Wednesday, July 6, 2016

Putting Hell in its Place




Zondervan published a second edition of their four views of hell book and added universalism for evangelicals to consider.  Denny Burk holds the eternal conscious torment view, John Stackhouse the terminal punishment view, Robin Perry a universalist view, and Jerry Walls a hell and purgatory view.  Robin Perry's new voice to the conversation is unique because he raises a host of issues like the Bible supports various texts on everlasting punishment, annihilation, and universal restoration.  How one deals with this diversity and the divergent imagery of hell in Scripture will tell where people end up in their conclusions.

Perry tries to do justice to the full scope of the biblical witness which means he acknowledges both hell as conscious and punishment and as purification and restorative.  He understands the destruction imagery as part of God's purging process and not just as punishment.  One could say for Perry that there are three main views, the tormenters (traditional), the terminators (annihilationists) and transformers (universalists).  Where Perry tries to harmonize the biblical witness, it seems many others either proof-text, or silence or ignore various texts.   One may disagree with Perry conclusions but he does a wonderful job showing the depth and richness of Scripture.
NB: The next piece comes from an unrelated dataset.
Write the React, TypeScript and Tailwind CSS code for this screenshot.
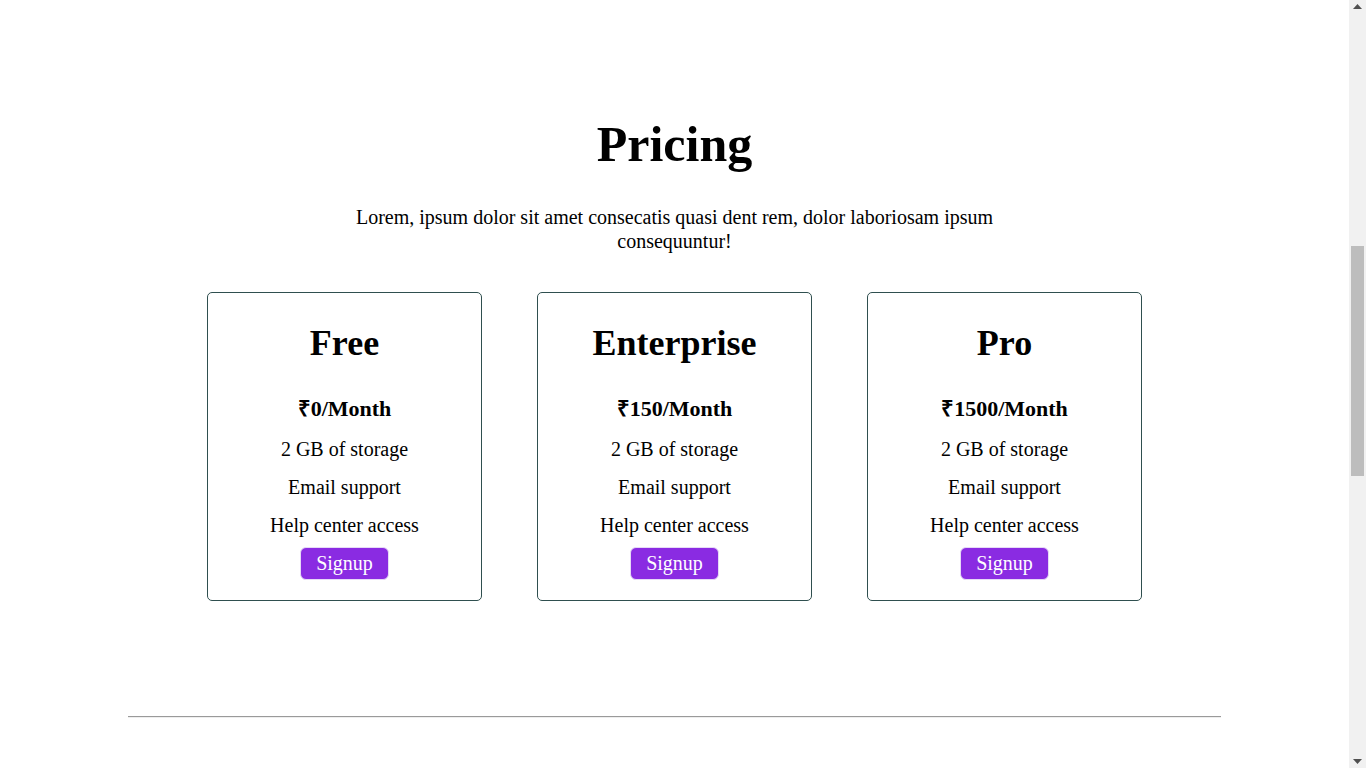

The only way to reconcile divine love with divine victory is universalism for Perry.  One wonders if this has to be a dogmatic conclusion or deductive logic from scripture or maybe simply a blessed hope for the future since Perry freely acknowledges that Scripture does not directly teach full blown universalism.  "So if universalism is not true, it seems to me that the pressure is on to surrender either the claim that God is love or the claim that God completely wins" (p.90, Four Views on Hell).